Llevo seis meses despertando a lo Bill Murray. Mismas escenas para un desconcierto cada vez mayor. Cojo el autobús y me fuerzo a cerrar los párpados para no decirle nada, hasta llegar a la Plaza de España, al representante del nuevo milenio que ha decidido que todos debemos oír las reflexiones sobre el amor romántico del reguetonero de turno. Camino por la derecha y no dejo de esquivar viandantes que van en sentido contrario; algunos, cámara-móvil en mano, haciéndose fotos o vídeos o yo qué demonios sé. En la esquina con San Bernardo hay cola hasta para cruzar la calle. Lo nunca visto. Me desvío por una calle perpendicular. Me alejo, otra vez. Llego al bar. Abro. Rutina. Cinco horas de paliza. Llegan los compañeros. A veces nos miramos en silencio, como diciendo: “cuánto tiempo más aguantaremos esto?”. Me marcho un rato a casa, a descansar. Como cruzo la calle sin mirar, casi me arrolla un pelotón del tour de ciclismo turístico. Unos quince. Todos iguales. Camisas, vestidos, sombreros y pamelas de tonos crema. Van en bicicleta y se pierden los aromas y rumores de las calles, de las gentes. Pienso fugazmente en el Show de Truman. En los últimos quince minutos del film, en el Truman que decide vivir con todas las contingencias, sin límites.

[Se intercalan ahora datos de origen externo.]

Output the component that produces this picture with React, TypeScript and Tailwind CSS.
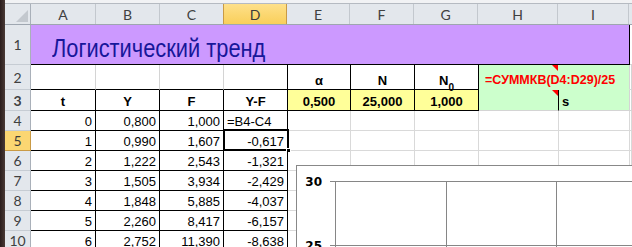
import React from 'react'

// Column widths (include the 1px right border)
const colW = ['w-[65px]', 'w-[64px]', 'w-[64px]', 'w-[64px]', 'w-[63px]', 'w-[64px]', 'w-[64px]', 'w-[80px]', 'w-[71px]']
const letters = ['A', 'B', 'C', 'D', 'E', 'F', 'G', 'H', 'I']

const rows = [
  ['0', '0,800', '1,000', '=B4-C4'],
  ['1', '0,990', '1,607', '-0,617'],
  ['2', '1,222', '2,543', '-1,321'],
  ['3', '1,505', '3,934', '-2,429'],
  ['4', '1,848', '5,885', '-4,037'],
  ['5', '2,260', '8,417', '-6,157'],
  ['6', '2,752', '11,390', '-8,638'],
]

const cellBase = 'shrink-0 h-full flex items-end border-r border-b whitespace-nowrap leading-none pb-[2px]'

const RowHead = ({ n, active }: { n: number; active?: boolean }) => (
  <div
    className={`w-[26px] shrink-0 h-full flex items-center justify-center border-r border-b text-[14px] ${
      active
        ? 'bg-[#fbd672] border-r-[#c99a45] border-b-[#c99a45] text-[#3b3b3b]'
        : 'bg-[#e3e7ec] border-r-[#a9b0b9] border-b-[#c6ccd3] text-[#404040]'
    }`}
    style={{ fontFamily: 'Lato, "Open Sans", sans-serif' }}
  >
    {n}
  </div>
)

const Comment = () => (
  <svg className="absolute top-0 right-0" width="6" height="6" viewBox="0 0 6 6">
    <polygon points="0,0 6,0 6,6" fill="#ff0000" />
  </svg>
)

export default function App() {
  return (
    <div
      className="relative w-[632px] h-[247px] overflow-hidden bg-white flex text-black"
      style={{ fontFamily: '"Liberation Sans", Arial, sans-serif' }}
    >
      {/* window edge */}
      <div className="w-[5px] shrink-0 h-full bg-gradient-to-r from-[#2a1d1c] to-[#4a3a36]" />

      <div className="flex-1 flex flex-col">
        <div className="h-[4px] shrink-0 bg-[#f1f2f4] border-b border-[#b5bac1]" />

        {/* column headers */}
        <div className="flex h-[21px] shrink-0 border-b border-[#9ea6b0] bg-[#e3e7ec]">
          <div className="relative w-[26px] shrink-0 h-full border-r border-[#a9b0b9]">
            <svg className="absolute right-[2px] bottom-[2px]" width="12" height="12" viewBox="0 0 12 12">
              <polygon points="12,0 12,12 0,12" fill="#c3c8ce" />
            </svg>
          </div>
          {letters.map((l, i) => (
            <div
              key={l}
              className={`${colW[i]} shrink-0 h-full flex items-center justify-center border-r text-[14px] ${
                l === 'D'
                  ? 'bg-[linear-gradient(#fee08a,#f9cf5a)] border-r-[#c99a45] border-l border-l-[#c99a45] -ml-px text-[#3b3b3b]'
                  : 'border-r-[#c3c8ce] text-[#404040]'
              }`}
              style={{ fontFamily: 'Lato, "Open Sans", sans-serif' }}
            >
              {l}
            </div>
          ))}
          <div className="flex-1" />
        </div>

        {/* row 1 */}
        <div className="flex h-[40px] shrink-0">
          <RowHead n={1} />
          <div className="w-[599px] shrink-0 h-full bg-[#cc99ff] border-r border-b border-black flex items-end pl-[21px] pb-[3px]">
            <span className="inline-block origin-left scale-x-[0.84] text-[26px] leading-none text-[#17179a] whitespace-nowrap">
              Логистический тренд
            </span>
          </div>
          <div className="flex-1 h-full border-b border-[#d4d4d4]" />
        </div>

        {/* row 2 */}
        <div className="flex h-[25px] shrink-0 text-[13px]">
          <RowHead n={2} />
          <div className={`${cellBase} ${colW[0]} border-r-[#d4d4d4] border-b-black`} />
          <div className={`${cellBase} ${colW[1]} border-r-[#d4d4d4] border-b-black`} />
          <div className={`${cellBase} ${colW[2]} border-r-[#d4d4d4] border-b-black`} />
          <div className={`${cellBase} ${colW[3]} border-black`} />
          <div className={`${cellBase} ${colW[4]} border-black justify-center font-bold`}>α</div>
          <div className={`${cellBase} ${colW[5]} border-black justify-center font-bold`}>N</div>
          <div className={`${cellBase} ${colW[6]} border-black justify-center font-bold`}>
            <span>
              N<sub className="text-[10px] align-[-3px]">0</sub>
            </span>
          </div>
          <div className={`${cellBase} ${colW[7]} relative bg-[#ccffcc] border-r-[#ccffcc] border-b-[#ccffcc] pl-[6px] pb-[3px]`}>
            <span className="relative z-10 font-bold text-[12.5px] text-[#ff0000]">=СУММКВ(D4:D29)/25</span>
            <Comment />
          </div>
          <div className={`${cellBase} ${colW[8]} bg-[#ccffcc] border-r-[#d4d4d4] border-b-[#ccffcc]`} />
          <div className={`${cellBase} flex-1 border-[#d4d4d4]`} />
        </div>

        {/* row 3 */}
        <div className="flex h-[21px] shrink-0 text-[13px] font-bold">
          <RowHead n={3} />
          {['t', 'Y', 'F', 'Y-F'].map((h, i) => (
            <div key={h} className={`${cellBase} ${colW[i]} border-black justify-center`}>
              {h}
            </div>
          ))}
          {['0,500', '25,000', '1,000'].map((v, i) => (
            <div key={v} className={`${cellBase} ${colW[i + 4]} border-black justify-center bg-[#ffff99]`}>
              {v}
            </div>
          ))}
          <div className={`${cellBase} ${colW[7]} relative bg-[#ccffcc] border-r-black border-b-[#d4d4d4]`}>
            <Comment />
          </div>
          <div className={`${cellBase} ${colW[8]} bg-[#ccffcc] border-[#d4d4d4] pl-[3px]`}>s</div>
          <div className={`${cellBase} flex-1 border-[#d4d4d4]`} />
        </div>

        {/* data rows */}
        {rows.map((r, ri) => (
          <div key={ri} className="relative flex h-[20px] shrink-0 text-[13px]">
            <RowHead n={ri + 4} active={ri === 1} />
            {r.map((v, ci) => (
              <div
                key={ci}
                className={`${cellBase} ${colW[ci]} border-black ${
                  ci === 3 && ri === 0 ? 'justify-start pl-[3px]' : 'justify-end pr-[3px]'
                }`}
              >
                {v}
              </div>
            ))}
            {colW.slice(4).map((w, ci) => (
              <div key={ci} className={`${cellBase} ${w} border-[#d9d9d9]`} />
            ))}
            <div className={`${cellBase} flex-1 border-[#d9d9d9]`} />
            {ri === 1 && (
              <div className="absolute left-[218px] top-[-2px] w-[66px] h-[22px] border-2 border-black pointer-events-none">
                <div className="absolute right-[-4px] bottom-[-4px] w-[5px] h-[5px] bg-black border border-white" />
              </div>
            )}
          </div>
        ))}
      </div>

      {/* embedded chart */}
      <div className="absolute left-[296px] top-[165px] w-[380px] h-[120px] bg-white border border-[#888888]">
        <svg className="absolute left-0 top-0" width="380" height="120" shapeRendering="crispEdges">
          <g stroke="#868686" strokeWidth="1">
            <line x1="33" y1="15.5" x2="380" y2="15.5" />
            <line x1="33" y1="79.5" x2="380" y2="79.5" />
            <line x1="38.5" y1="15" x2="38.5" y2="120" />
            <line x1="149.5" y1="15" x2="149.5" y2="120" />
            <line x1="259.5" y1="15" x2="259.5" y2="120" />
          </g>
          <g fontFamily='"DejaVu Sans", Verdana, sans-serif' fontWeight="bold" fontSize="12" fill="#000">
            <text x="25" y="20" textAnchor="end">30</text>
            <text x="25" y="84" textAnchor="end">25</text>
          </g>
        </svg>
      </div>
    </div>
  )
}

Vuelvo al anochecer. Hay clientes que llevan seis o siete horas bebiendo. El turismo botellón. Han venido desde tan lejos a languidecer en una terraza, me digo. Una de ellas entra tropezando al baño. El otro parece que vomitó. Apenas si pueden sostenerse. Cinco horas así, corriendo entre las mesas, casi. Cerramos pasadas las dos de la mañana. El barrio está que arde. Ahí lo dejo. Bajamos hacia Puerta del Sol con mi compañero. Me invita un bote de cerveza que por supuesto acepto. Había dejado la cerveza hace unos años, pero parece que he vuelto a ella con fuerza, con tozudez de adolescente. Un tipo de otras latitudes mea literalmente en un portal. Hay media docena de bares o árboles para hacerlo. Pero lo hace en toda la entrada. Nos despedimos a un lado del Oso y el Madroño. Los del ayuntamiento están manguereando la plaza, llena de envases, cajas de pizzas y botes de todo lo que ofrece el mercado. Hago unas calles y me doy cuenta de que esta vez mis pies no están dispuestos al periplo conciliador. Cojo un taxi luego de veinte minutos de esperar a que ningún turista me lo coja por anticipado. Vamos charlando precisamente del turismo. Antes de bajar, me dice: “Creo que el turismo es lo mejor que le puede pasar a Madrid, pero también lo peor”. Se despidió a través del retrovisor. Quise decir algo ingenioso, pero hasta la mente se negaba a currar. Me salió, torpemente, un “hasta mañana”, como si ya supiera que el destino, siempre aciago, comienza a labrarse con un simple pero rotundo contrato indefinido que nos dirá dónde y hasta cuándo.